For every few studies showing evidence that something leads to autism, there is always a study floating around with research disproving previous beliefs of possible ASD triggers. Recent research, stemming from Australia’s University of Queensland, focused on the long-studied idea of older fathers and their risk of giving birth to a child on the autism spectrum.

In the past decade, researchers have believed that men over the age of 50 that have children can increase the chance of having offspring with ASD due to mutations in their sperm that develop as they age. The study from The University of Queensland found that it’s more likely that men with any autism risk factors just end up conceiving late in their lives.

Two separate study conclusions were pushed together to form this belief. One study said that men over the age of 50 were two times more likely to have children with ASD than men under the age of 30. This coincided with the time that another study surfaced, saying that a man gains two random mutations, called de novo mutations, for every year he ages. These two conclusions were grouped together for the belief that older fathers increase the chance of autism.

The lead investigator of the newest study was James Gratten, a research fellow in neurogenetics and statistical genomics at the University of Queensland. He said that this belief was formed from assumptions of the two study conclusions.

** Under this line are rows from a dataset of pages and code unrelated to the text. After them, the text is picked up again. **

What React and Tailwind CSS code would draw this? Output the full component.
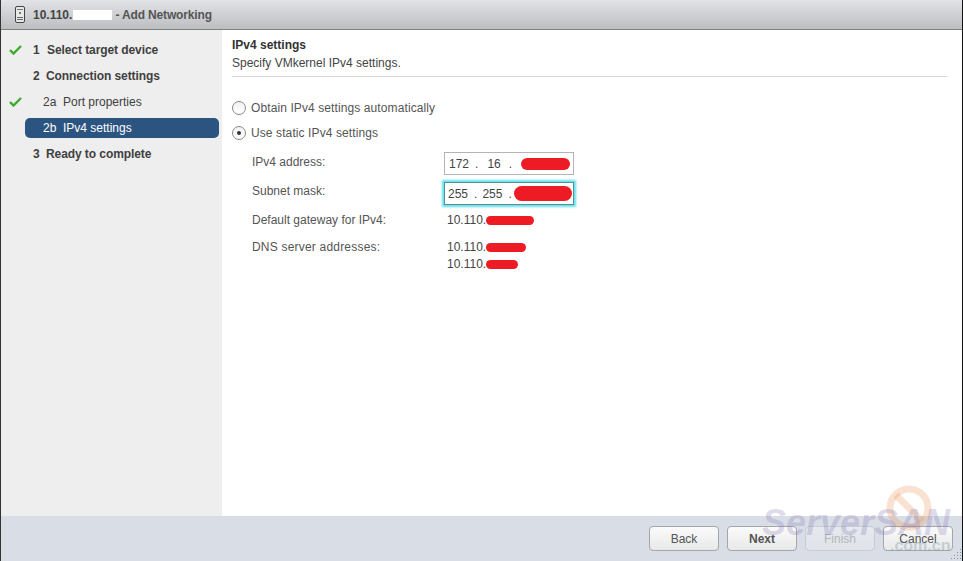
import React from 'react';

const Check = () => (
  <svg width="13" height="10" viewBox="0 0 13 10" className="shrink-0">
    <path d="M1 5 L4.5 8.5 L12 1" fill="none" stroke="#3cab2c" strokeWidth="2.4" />
  </svg>
);

const Step = ({ done, num, label, sub, active, gap }) => (
  <div className="relative h-[26px] flex items-center">
    {done && <span className="absolute left-[8px] top-[8px] flex"><Check /></span>}
    <div className={`ml-[24px] w-[194px] h-[20px] flex items-center rounded-[5px] ${active ? 'bg-[#2b5480] text-white' : 'text-[#404040]'} ${sub ? 'pl-[18px]' : 'pl-[8px] font-bold tracking-[-0.08px]'}`}>
      <span className={sub ? 'w-[20px]' : gap ? 'w-[14px]' : 'w-[13px]'}>{num}</span>
      <span>{label}</span>
    </div>
  </div>
);

const Radio = ({ checked, label }) => (
  <div className="h-[25px] flex items-center">
    <span className="w-[14px] h-[14px] rounded-full border border-[#8a8a8a] bg-gradient-to-b from-[#f2f2f2] to-white flex items-center justify-center mr-[5px]">
      {checked && <span className="w-[4px] h-[4px] rounded-full bg-[#333333]" />}
    </span>
    <span className="tracking-[0.1px] text-[#555555]">{label}</span>
  </div>
);

const Redact = ({ className }) => (
  <span className={`inline-block bg-[#ed1c24] rounded-full ${className}`} />
);

const FormRow = ({ label, h, children, labelClass = '' }) => (
  <div className={`flex ${h}`}>
    <div className={`w-[192px] shrink-0 text-[#555555] ${labelClass}`}>{label}</div>
    <div>{children}</div>
  </div>
);

const Btn = ({ children, bold, disabled }) => (
  <button className={`w-[70px] h-[25px] rounded-[4px] border text-[12px] bg-gradient-to-b ${disabled ? 'border-[#c6ccd3] text-[#b4b6ba] from-[#e6e9ee] to-[#dfe2e8]' : 'border-[#a3a6aa] text-[#555555] from-[#fbfbfb] to-[#e8e8e8]'} ${bold ? 'font-bold text-[#333333]' : ''}`}>
    {children}
  </button>
);

export default function App() {
  return (
    <div className="w-[963px] h-[561px] flex flex-col relative overflow-hidden bg-white border-l border-r border-l-[#333333] border-r-[#111111] text-[12px] text-[#444444] font-['Liberation_Sans',Arial,sans-serif]">
      {/* title bar */}
      <div className="h-[30px] shrink-0 flex items-center bg-gradient-to-b from-[#e2e3e6] to-[#bdbec1] border-b border-[#808080] pl-[14px]">
        <svg width="10" height="17" viewBox="0 0 10 17" className="mr-[8px]">
          <rect x="0.5" y="0.5" width="9" height="16" rx="1.5" fill="#e8e8e8" stroke="#444444" />
          <rect x="2" y="3" width="6" height="1" fill="#777777" />
          <rect x="4" y="6" width="2" height="2" fill="#777777" />
          <rect x="2" y="11" width="6" height="1" fill="#666666" />
          <rect x="2" y="13" width="6" height="1" fill="#666666" />
        </svg>
        <span className="font-bold text-[#444444]">10.110.</span>
        <span className="w-[39px] h-[10px] bg-white ml-[1px]" />
        <span className="font-bold text-[#555555] ml-[3px] tracking-[-0.15px]">- Add Networking</span>
      </div>

      <div className="flex flex-1 min-h-0">
        {/* wizard steps */}
        <div className="w-[221px] shrink-0 bg-[#eeeeee] pt-[7px]">
          <Step done gap num="1" label="Select target device" />
          <Step num="2" label="Connection settings" />
          <Step done sub num="2a" label="Port properties" />
          <Step active sub num="2b" label="IPv4 settings" />
          <Step num="3" label="Ready to complete" />
        </div>

        {/* content */}
        <div className="flex-1 pl-[10px] pr-[15px] pt-[8px]">
          <div className="font-bold text-[#333333] leading-[14px]">IPv4 settings</div>
          <div className="mt-[4px] leading-[14px] text-[#444444]">Specify VMkernel IPv4 settings.</div>
          <div className="mt-[6px] border-t border-[#d9d9d9]" />
          <div className="mt-[18px]">
            <Radio label="Obtain IPv4 settings automatically" />
            <Radio checked label="Use static IPv4 settings" />
          </div>
          <div className="mt-[8px] pl-[20px]">
            <FormRow label="IPv4 address:" h="h-[29px]">
              <div className="w-[130px] h-[23px] -mt-[1px] border border-[#b4b4b4] flex items-center pl-[4px]">
                <span>172</span><span className="ml-[6px]">.</span><span className="ml-[9px]">16</span><span className="ml-[8px]">.</span>
                <Redact className="ml-[9px] w-[49px] h-[12px]" />
              </div>
            </FormRow>
            <FormRow label="Subnet mask:" h="h-[29px]">
              <div className="w-[130px] h-[23px] border border-[#5a8f98] shadow-[0_0_2px_2px_#62e0ea] flex items-center pl-[3px]">
                <span>255</span><span className="ml-[6px]">.</span><span className="ml-[5px]">255</span><span className="ml-[6px]">.</span>
                <Redact className="ml-[2px] w-[58px] h-[15px]" />
              </div>
            </FormRow>
            <FormRow label="Default gateway for IPv4:" h="h-[27px]">
              <div className="flex items-center h-[18px] ml-[3px]"><span>10.110.</span><Redact className="w-[48px] h-[9px]" /></div>
            </FormRow>
            <FormRow label="DNS server addresses:" labelClass="tracking-[0.2px]">
              <div className="flex items-center h-[18px] ml-[3px]"><span>10.110.</span><Redact className="w-[40px] h-[9px]" /></div>
              <div className="flex items-center h-[18px] -mt-[1px] ml-[3px]"><span>10.110.</span><Redact className="w-[32px] h-[9px]" /></div>
            </FormRow>
          </div>
        </div>
      </div>

      {/* footer */}
      <div className="h-[45px] shrink-0 bg-[#d9dee6] flex items-center justify-end gap-[8px] pr-[9px]">
        <Btn>Back</Btn>
        <Btn bold>Next</Btn>
        <Btn disabled>Finish</Btn>
        <Btn>Cancel</Btn>
      </div>

      {/* watermark over the footer */}
      <svg width="56" height="56" viewBox="0 0 56 56" className="absolute left-[880px] top-[480px] pointer-events-none">
        <circle cx="28" cy="28" r="19" fill="none" stroke="#ec8a4a" strokeOpacity="0.25" strokeWidth="7" />
        <path d="M15 15 L41 41" stroke="#ec8a4a" strokeOpacity="0.25" strokeWidth="7" />
      </svg>
      <div className="absolute left-[761px] top-[501px] pointer-events-none text-[36px] leading-[44px] italic font-bold text-[#7d6fb0]/25">ServerSAN</div>
      <div className="absolute left-[889px] top-[537px] pointer-events-none text-[16px] leading-[18px] font-bold text-[#7d9cb0]/40">.com.cn</div>
      {/* resize grip */}
      <svg width="12" height="12" viewBox="0 0 12 12" className="absolute right-[0px] bottom-[1px]">
        <path d="M10 1h1v1h-1zM7 4h1v1H7zM10 4h1v1h-1zM4 7h1v1H4zM7 7h1v1H7zM10 7h1v1h-1zM1 10h1v1H1zM4 10h1v1H4zM7 10h1v1H7zM10 10h1v1h-1z" fill="#8b8f96" />
      </svg>
    </div>
  );
}
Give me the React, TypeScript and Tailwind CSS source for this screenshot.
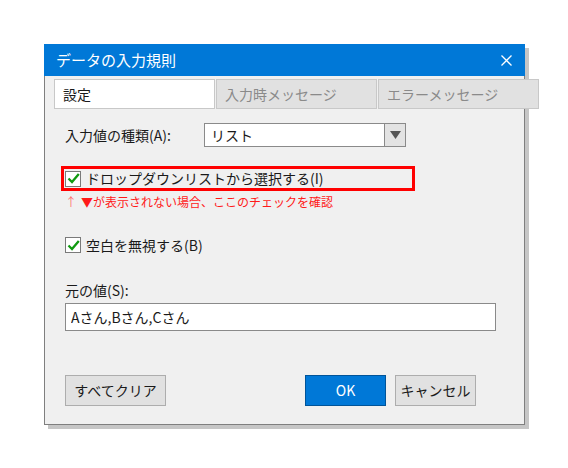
import React, { useState } from 'react';

const font = { fontFamily: '"Noto Sans CJK JP", "Noto Sans", sans-serif' };

function CheckBox({ checked, onToggle }: { checked: boolean; onToggle: () => void }) {
  return (
    <button
      type="button"
      onClick={onToggle}
      className="w-[16px] h-[16px] bg-white border border-[#7a7a7a] flex items-center justify-center shrink-0"
    >
      {checked && (
        <svg width="13" height="13" viewBox="0 0 13 13">
          <path d="M1.5 6.5 L5 10 L11.8 2" fill="none" stroke="#109a10" strokeWidth="2.3" />
        </svg>
      )}
    </button>
  );
}

export default function App() {
  const [useDropdown, setUseDropdown] = useState(true);
  const [ignoreBlank, setIgnoreBlank] = useState(true);
  const [source, setSource] = useState('Aさん,Bさん,Cさん');

  const tabs = ['設定', '入力時メッセージ', 'エラーメッセージ'];

  return (
    <div className="w-[568px] h-[468px] bg-white pl-[44px] pt-[44px]" style={font}>
      <div className="w-[481px] bg-[#f0f0f0] border-x border-b border-[#7f7f7f] shadow-[4px_4px_0_0_#c6c6c6] text-[14px] text-[#1a1a1a]">
        {/* title bar */}
        <div className="h-[32px] -mx-px bg-[#0078d7] flex items-center justify-between pl-[12px] pr-[13px]">
          <span className="text-white text-[15px]">データの入力規則</span>
          <svg width="11" height="11" viewBox="0 0 11 11">
            <path d="M0.5 0.5 L10.5 10.5 M10.5 0.5 L0.5 10.5" stroke="white" strokeWidth="1.3" />
          </svg>
        </div>

        {/* tabs */}
        <div className="flex gap-[1px] pl-[9px] mt-[3px] h-[30px]">
          {tabs.map((t, i) => (
            <div
              key={t}
              className={
                i === 0
                  ? 'w-[161px] shrink-0 bg-white border border-[#c8c8c8] flex items-center pl-[8px] text-[#1a1a1a]'
                  : 'w-[161px] shrink-0 bg-[#e1e1e1] border border-[#c8c8c8] flex items-center pl-[8px] text-[#8a8a8a]'
              }
            >
              {t}
            </div>
          ))}
        </div>

        <div className="pl-[20px] pr-[29px]">
          {/* validation type */}
          <div className="flex items-center mt-[14px] h-[24px]">
            <span className="w-[139px]">入力値の種類(A):</span>
            <div className="w-[202px] h-[24px] bg-white border border-[#8a8a8a] flex">
              <span className="flex-1 pl-[6px] leading-[22px]">リスト</span>
              <div className="w-[21px] bg-[#e3e3e3] border-l border-[#8a8a8a] flex items-center justify-center">
                <svg width="11" height="8" viewBox="0 0 11 8">
                  <path d="M0 0 H11 L5.5 8 Z" fill="#555555" />
                </svg>
              </div>
            </div>
          </div>

          {/* in-cell dropdown */}
          <div className="mt-[19px] -ml-[4px] w-[354px] h-[25px] border-[3px] border-[#ff0000] flex items-center gap-[5px] pl-[1px]">
            <CheckBox checked={useDropdown} onToggle={() => setUseDropdown(!useDropdown)} />
            <span>ドロップダウンリストから選択する(I)</span>
          </div>
          <div className="mt-[2px] h-[17px] text-[12px] text-[#ff1a1a] leading-[17px] flex items-center">
            <span className="text-[#ff7070] mr-[4px]">↑</span>
            <span>▼が表示されない場合、ここのチェックを確認</span>
          </div>

          {/* ignore blank */}
          <div className="mt-[25px] h-[20px] flex items-center gap-[5px]">
            <CheckBox checked={ignoreBlank} onToggle={() => setIgnoreBlank(!ignoreBlank)} />
            <span>空白を無視する(B)</span>
          </div>

          {/* source */}
          <div className="mt-[26px] h-[19px] leading-[19px]">元の値(S):</div>
          <input
            value={source}
            onChange={(e) => setSource(e.target.value)}
            className="mt-[3px] w-[431px] h-[28px] bg-white border border-[#8a8a8a] px-[5px] outline-none text-[14px] text-[#1a1a1a]"
          />

          {/* buttons */}
          <div className="mt-[44px] mb-[18px] flex">
            <button className="w-[101px] h-[31px] bg-[#e1e1e1] border border-[#adadad]">すべてクリア</button>
            <button className="ml-[139px] w-[81px] h-[31px] bg-[#0078d7] border border-[#005499] text-white">OK</button>
            <button className="ml-[9px] w-[81px] h-[31px] bg-[#e1e1e1] border border-[#adadad]">キャンセル</button>
          </div>
        </div>
      </div>
    </div>
  );
}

“People have put two and two together and said that the extra mutations explain the increased risk in the children.” Gratten said.

Gratten and his team focused on mathematical models that incorporated multiple pieces of information such as the change of de novo rates with age, ASD and schizophrenia general rates, and how these are connected to hereditary and fertility effects.

With just 20 percent of the mutations linked to autism and schizophrenia from older male age, the researchers don’t find that the assumption holds too much water.

“The small number of additional mutations in children with older fathers can’t really explain the increase in risk that we see,” Gratten explains.

The models all figured that men between the ages of 35- to 39-years-old pass along 20 more mutations to their offspring than those in their 20s. Each model conveys different ideas of how strong de novo mutations have on ASD.

One of the main conclusions of the study is that older fathers actually contribute very little to the overall ASD rate. With the 20 percent of mutations leading to ASD, inherited factors contributing to about half of the risk, and ASD patients with children adding on another 35 percent chance, age-related mutations only account for 10 percent risk for older fathers.